The trio has its work cut out for it. The NY-Sun initiative, which is giving out $1 billion to accelerate the solar industry in New York, only saw six solar projects completed in its low- to moderate-income program in Q2 2016. That's hardly a blip compared to the rest of the solar projects installed in the state.
That's not just a missed opportunity, it's an equity problem: The publicly funded program is far more likely to give money to solar customers who are already in a better position to afford it.
This is not because lower-income customers have less to gain from rooftop solar; it likely makes more of a difference in their monthly budget than it would for the Tesla-owning demographic. And it's not necessarily that they won't pay, Mandelstam argues. Specific market failures make it harder for this segment of the population to seal the deal.
That starts with planning a system. For-profit installers typically charge for the study of a rooftop's solar resource. Those reports can cost several thousand dollars, which puts them out of reach for an affordable housing complex operating on a tight monthly budget. GRID does it for free on a no-commitment basis.
As a nonprofit, GRID also solves a problem with incentive structures: A solar company that wants to sell a system has good reason to be optimistic in its estimate of the potential system's performance.
"When we started talking to affordable housing providers, we realized there were these scammers who were promising more than they could deliver," Mandelstam said.
GRID spends time on community outreach to build the trust that leads to a project (Mandelstam described this as an "educate and advise" role, eschewing the "for-profit term" of "customer acquisition"). Once it has found a customer and tested for the solar resource, Co-op Power steps up to the plate.
Access to capital
Then there's the question of getting a loan. Mainstream financiers don't see low-income tenants as the best place to park their investments, but simple borrower metrics like credit score do not tell the full story here, Mandelstam said.
"These are people who are going to be living here," he said. "Their default rates on utility payments are miniscule. By telling a story and understanding the underlying support for solar in the community, we can do a lot of projects and support our mission."
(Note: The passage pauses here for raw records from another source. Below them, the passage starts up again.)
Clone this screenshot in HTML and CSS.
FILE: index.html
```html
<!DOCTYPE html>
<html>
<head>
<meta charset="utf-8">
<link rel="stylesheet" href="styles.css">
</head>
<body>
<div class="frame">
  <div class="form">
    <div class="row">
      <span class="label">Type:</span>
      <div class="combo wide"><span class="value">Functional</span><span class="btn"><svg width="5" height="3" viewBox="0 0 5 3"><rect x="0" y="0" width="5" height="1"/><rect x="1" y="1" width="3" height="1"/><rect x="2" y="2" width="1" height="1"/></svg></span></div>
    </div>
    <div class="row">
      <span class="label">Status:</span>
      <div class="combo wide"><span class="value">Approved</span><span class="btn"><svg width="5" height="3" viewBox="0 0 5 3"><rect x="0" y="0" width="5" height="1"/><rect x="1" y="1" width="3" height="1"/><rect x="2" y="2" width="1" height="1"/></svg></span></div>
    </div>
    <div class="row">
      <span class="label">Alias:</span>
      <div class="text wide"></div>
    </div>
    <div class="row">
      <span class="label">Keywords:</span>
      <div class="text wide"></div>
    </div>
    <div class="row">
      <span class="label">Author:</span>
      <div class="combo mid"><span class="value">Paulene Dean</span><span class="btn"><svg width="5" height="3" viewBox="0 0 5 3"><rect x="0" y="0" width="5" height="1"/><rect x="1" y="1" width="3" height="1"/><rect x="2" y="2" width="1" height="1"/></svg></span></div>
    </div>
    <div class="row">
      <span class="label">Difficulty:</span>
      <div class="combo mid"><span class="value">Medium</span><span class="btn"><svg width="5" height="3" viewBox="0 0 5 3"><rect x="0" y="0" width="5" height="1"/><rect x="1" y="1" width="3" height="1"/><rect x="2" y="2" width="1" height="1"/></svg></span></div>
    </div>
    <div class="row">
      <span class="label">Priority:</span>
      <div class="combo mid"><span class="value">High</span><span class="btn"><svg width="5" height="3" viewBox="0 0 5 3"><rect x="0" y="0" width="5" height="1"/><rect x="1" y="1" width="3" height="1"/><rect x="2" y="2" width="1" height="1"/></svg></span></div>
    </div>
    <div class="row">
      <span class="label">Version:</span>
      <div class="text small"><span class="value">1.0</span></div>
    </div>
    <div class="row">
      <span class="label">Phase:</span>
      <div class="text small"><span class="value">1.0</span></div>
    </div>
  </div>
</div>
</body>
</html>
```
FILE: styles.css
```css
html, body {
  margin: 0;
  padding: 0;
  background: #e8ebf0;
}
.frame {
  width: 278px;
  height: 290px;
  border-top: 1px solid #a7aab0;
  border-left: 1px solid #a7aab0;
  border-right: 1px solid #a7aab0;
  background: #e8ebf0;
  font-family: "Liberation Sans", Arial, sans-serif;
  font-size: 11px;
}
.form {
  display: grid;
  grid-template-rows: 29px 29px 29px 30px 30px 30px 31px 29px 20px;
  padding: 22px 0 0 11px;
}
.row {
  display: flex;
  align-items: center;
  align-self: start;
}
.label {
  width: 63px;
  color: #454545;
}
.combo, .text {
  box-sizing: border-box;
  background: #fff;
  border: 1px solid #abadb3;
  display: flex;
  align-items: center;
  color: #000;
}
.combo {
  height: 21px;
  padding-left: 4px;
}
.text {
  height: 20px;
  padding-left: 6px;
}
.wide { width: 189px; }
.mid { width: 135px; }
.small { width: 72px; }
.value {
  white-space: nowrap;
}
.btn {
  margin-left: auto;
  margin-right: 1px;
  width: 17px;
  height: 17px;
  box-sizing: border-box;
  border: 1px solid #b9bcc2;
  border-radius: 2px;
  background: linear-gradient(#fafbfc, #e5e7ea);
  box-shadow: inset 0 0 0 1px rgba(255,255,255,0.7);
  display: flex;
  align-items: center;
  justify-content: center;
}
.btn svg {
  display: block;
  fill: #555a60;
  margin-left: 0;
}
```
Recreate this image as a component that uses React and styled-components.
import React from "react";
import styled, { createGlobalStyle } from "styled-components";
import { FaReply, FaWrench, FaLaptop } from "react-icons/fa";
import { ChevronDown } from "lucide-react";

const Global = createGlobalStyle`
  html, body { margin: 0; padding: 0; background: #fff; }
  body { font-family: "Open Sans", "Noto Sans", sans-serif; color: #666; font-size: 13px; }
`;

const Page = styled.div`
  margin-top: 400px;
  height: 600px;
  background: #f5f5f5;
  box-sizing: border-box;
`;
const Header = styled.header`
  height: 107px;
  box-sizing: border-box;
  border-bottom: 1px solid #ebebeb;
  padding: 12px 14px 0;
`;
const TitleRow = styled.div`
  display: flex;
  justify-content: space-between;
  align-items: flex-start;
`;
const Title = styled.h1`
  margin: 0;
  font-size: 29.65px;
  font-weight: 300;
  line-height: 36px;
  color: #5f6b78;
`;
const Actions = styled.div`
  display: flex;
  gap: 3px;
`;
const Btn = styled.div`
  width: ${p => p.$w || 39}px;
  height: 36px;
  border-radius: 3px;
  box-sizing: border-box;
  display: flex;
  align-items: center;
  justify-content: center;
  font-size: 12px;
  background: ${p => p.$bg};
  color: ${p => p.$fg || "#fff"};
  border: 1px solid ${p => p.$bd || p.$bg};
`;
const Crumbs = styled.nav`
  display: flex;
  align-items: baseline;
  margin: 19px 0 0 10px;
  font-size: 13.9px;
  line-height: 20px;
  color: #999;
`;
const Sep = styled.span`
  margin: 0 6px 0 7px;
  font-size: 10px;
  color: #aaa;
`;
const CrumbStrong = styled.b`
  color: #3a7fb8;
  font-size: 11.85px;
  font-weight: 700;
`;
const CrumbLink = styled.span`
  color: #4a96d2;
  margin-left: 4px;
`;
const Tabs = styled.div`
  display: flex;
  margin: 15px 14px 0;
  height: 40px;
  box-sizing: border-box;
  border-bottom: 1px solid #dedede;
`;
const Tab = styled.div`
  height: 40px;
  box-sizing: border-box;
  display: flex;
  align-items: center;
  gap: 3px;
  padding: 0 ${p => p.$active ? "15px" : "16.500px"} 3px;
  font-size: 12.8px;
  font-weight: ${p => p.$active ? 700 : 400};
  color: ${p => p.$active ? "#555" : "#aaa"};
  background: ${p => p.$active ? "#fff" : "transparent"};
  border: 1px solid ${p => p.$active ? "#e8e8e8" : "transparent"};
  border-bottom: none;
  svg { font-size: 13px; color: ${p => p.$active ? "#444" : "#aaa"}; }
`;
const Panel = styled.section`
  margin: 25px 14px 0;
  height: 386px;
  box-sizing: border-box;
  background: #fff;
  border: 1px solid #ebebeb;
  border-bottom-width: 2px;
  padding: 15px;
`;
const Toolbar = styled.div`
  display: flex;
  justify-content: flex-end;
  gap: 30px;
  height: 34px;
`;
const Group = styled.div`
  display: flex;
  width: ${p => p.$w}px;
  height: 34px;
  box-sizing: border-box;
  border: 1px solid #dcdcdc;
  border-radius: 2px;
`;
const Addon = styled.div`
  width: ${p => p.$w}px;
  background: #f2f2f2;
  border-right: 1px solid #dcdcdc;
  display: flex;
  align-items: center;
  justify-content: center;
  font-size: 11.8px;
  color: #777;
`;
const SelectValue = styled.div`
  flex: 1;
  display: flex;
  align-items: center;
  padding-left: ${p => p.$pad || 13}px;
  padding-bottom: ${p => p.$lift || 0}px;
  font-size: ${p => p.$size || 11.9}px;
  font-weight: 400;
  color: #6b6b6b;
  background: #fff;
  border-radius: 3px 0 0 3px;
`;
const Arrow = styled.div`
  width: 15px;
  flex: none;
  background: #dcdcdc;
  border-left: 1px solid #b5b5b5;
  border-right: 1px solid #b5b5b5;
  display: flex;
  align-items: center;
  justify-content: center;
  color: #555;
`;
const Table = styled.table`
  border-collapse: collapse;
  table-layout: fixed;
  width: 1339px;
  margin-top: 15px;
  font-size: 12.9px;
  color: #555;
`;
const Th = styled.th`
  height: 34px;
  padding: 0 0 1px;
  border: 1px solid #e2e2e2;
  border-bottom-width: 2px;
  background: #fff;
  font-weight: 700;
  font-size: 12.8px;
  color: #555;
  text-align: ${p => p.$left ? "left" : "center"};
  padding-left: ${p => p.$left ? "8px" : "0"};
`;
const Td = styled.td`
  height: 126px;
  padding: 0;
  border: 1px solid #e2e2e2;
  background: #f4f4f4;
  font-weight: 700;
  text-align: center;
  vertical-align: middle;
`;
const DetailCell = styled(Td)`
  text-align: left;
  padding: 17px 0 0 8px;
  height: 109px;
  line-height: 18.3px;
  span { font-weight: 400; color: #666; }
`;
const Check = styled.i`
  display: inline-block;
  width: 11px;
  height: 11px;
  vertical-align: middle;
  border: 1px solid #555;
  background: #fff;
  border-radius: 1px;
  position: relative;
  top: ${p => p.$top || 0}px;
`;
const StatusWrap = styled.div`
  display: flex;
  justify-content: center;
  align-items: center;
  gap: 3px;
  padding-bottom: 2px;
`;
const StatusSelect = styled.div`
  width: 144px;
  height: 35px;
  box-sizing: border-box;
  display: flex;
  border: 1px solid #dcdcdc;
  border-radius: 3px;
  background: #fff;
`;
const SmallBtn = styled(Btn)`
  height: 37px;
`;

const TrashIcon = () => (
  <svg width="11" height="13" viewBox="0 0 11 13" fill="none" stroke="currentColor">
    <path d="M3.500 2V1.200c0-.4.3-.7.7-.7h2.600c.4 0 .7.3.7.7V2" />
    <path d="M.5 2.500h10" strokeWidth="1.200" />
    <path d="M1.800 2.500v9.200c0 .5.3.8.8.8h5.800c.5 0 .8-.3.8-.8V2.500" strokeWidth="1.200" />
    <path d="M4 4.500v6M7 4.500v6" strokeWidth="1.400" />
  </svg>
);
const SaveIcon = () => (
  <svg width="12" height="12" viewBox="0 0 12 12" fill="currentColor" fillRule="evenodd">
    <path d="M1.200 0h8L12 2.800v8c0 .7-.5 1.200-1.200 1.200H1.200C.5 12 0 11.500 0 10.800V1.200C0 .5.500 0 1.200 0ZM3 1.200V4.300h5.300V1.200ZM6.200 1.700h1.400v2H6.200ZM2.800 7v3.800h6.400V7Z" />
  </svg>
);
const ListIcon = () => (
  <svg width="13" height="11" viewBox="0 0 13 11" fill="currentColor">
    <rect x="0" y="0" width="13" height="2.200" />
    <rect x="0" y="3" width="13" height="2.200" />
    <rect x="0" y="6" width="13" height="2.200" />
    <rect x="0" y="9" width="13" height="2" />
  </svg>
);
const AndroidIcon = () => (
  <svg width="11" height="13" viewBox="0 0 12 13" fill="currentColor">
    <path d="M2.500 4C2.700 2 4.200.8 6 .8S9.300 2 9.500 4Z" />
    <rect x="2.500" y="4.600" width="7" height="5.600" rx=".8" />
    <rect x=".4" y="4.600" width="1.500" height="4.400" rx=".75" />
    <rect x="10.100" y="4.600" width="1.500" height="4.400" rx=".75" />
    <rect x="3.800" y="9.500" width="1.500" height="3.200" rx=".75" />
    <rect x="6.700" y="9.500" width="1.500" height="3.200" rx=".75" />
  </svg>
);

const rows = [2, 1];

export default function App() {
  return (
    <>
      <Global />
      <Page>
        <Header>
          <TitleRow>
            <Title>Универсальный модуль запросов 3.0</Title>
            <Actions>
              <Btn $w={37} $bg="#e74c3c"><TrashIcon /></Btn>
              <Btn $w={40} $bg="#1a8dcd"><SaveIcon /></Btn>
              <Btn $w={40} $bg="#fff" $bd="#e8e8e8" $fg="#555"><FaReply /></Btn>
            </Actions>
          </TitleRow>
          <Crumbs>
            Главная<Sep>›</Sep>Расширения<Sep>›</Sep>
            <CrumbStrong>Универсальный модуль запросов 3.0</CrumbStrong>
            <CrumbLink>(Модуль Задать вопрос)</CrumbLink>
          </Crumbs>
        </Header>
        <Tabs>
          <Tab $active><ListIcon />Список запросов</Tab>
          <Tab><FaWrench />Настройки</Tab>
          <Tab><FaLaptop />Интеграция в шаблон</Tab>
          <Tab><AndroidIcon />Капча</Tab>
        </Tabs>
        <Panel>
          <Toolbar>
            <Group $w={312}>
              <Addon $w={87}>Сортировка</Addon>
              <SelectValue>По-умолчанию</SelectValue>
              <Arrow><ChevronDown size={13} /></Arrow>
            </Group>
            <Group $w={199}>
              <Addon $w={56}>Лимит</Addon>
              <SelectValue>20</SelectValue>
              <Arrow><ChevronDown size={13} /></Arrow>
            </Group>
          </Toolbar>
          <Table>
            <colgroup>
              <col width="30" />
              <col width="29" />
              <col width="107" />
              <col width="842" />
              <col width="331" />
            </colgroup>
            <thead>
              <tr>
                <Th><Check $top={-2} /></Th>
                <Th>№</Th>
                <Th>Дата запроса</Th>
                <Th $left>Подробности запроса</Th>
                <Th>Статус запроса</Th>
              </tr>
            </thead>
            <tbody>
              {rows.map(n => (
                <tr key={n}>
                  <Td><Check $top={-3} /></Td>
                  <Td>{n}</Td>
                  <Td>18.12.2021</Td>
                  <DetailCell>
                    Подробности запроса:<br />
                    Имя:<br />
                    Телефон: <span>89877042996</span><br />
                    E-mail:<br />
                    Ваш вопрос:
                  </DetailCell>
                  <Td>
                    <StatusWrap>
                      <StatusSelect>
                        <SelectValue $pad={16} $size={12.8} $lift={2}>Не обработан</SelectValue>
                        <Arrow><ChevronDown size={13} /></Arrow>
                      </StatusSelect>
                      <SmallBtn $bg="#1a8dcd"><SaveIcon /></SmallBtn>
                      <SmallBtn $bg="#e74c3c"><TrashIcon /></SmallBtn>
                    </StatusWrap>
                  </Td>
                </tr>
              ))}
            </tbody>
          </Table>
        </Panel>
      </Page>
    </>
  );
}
Multi-tenant solar projects also clock in much smaller than the size institutional investors like to deal with. Co-op aggregates across projects to bundle a few hundred kilowatts, and then finds local, mission-driven investors who can benefit from the tax credits and accelerated depreciation the solar projects provide.
The financing depends on successful payback models, and the alliance has developed two major approaches: centralized and distributed.
The former already is underway in a collaboration with Nazareth Housing on the Lower East Side. The project is expected to go up before the spring thaw, pending the completion of permitting and interconnection. Once installed, the project is expected to save 30 percent of the building's overall electricity costs over the system's 25-year lifespan.
The tenants own the building and share the monthly utility costs. When the solar starts operating, it will directly reduce the electricity bill for the building, lessening that burden on each individual unit. Since the collective billing structure was already in place, Co-op could engage financially with Nazareth as a single entity.
"This building is already good at collecting money to maintain itself from its residents," said Isaac Baker, community solar co-director at Co-op Power. "We’re piggybacking onto that system -- that's the only way this can be scalable and off-the-shelf."
That won't work for every building, though. A different approach would apply better for multi-tenant homes with individual meters and limited central loads, like a walk-up with no elevators or laundry.
"The only way for them to go solar is to distribute it," Baker said. For these cases, Co-op is developing a community solar model, where a share of the generation on the rooftop gets credited to the individual unit meters. This innovative approach solves the question of joint ownership of a multi-tenant system by sharing the costs and the savings among the members.
Meet the code
A key component of AFNY's technical assistance is figuring out what it takes for a building to meet the city's fire code. Currently, the code requires solar installations on flat roofs to have certain setbacks and clear areas to allow firefighters smooth access to the roof.
That safety precaution, however, limits the amount of roof space dedicated to producing solar energy. That in turn affects the calculus of a potential project's cost-effectiveness.
The partners are exploring a response to this regulatory scenario that uses a canopy to install more panels nine feet above the roof, allowing clearance for the Fire Department while increasing capacity. There are buildings where the switch to a canopy can double the capacity compared to what is allowed on the surface of the roof, Baker said.
This doesn't work everywhere. For one thing, the materials and labor needed for the canopy add to the cost of the project. Certain structures may be too small for it to make sense; in other places, it could violate historical building regulations.
This approach, though, adds another tool to the arsenal when figuring out how to make solar possible for an affordable housing establishment.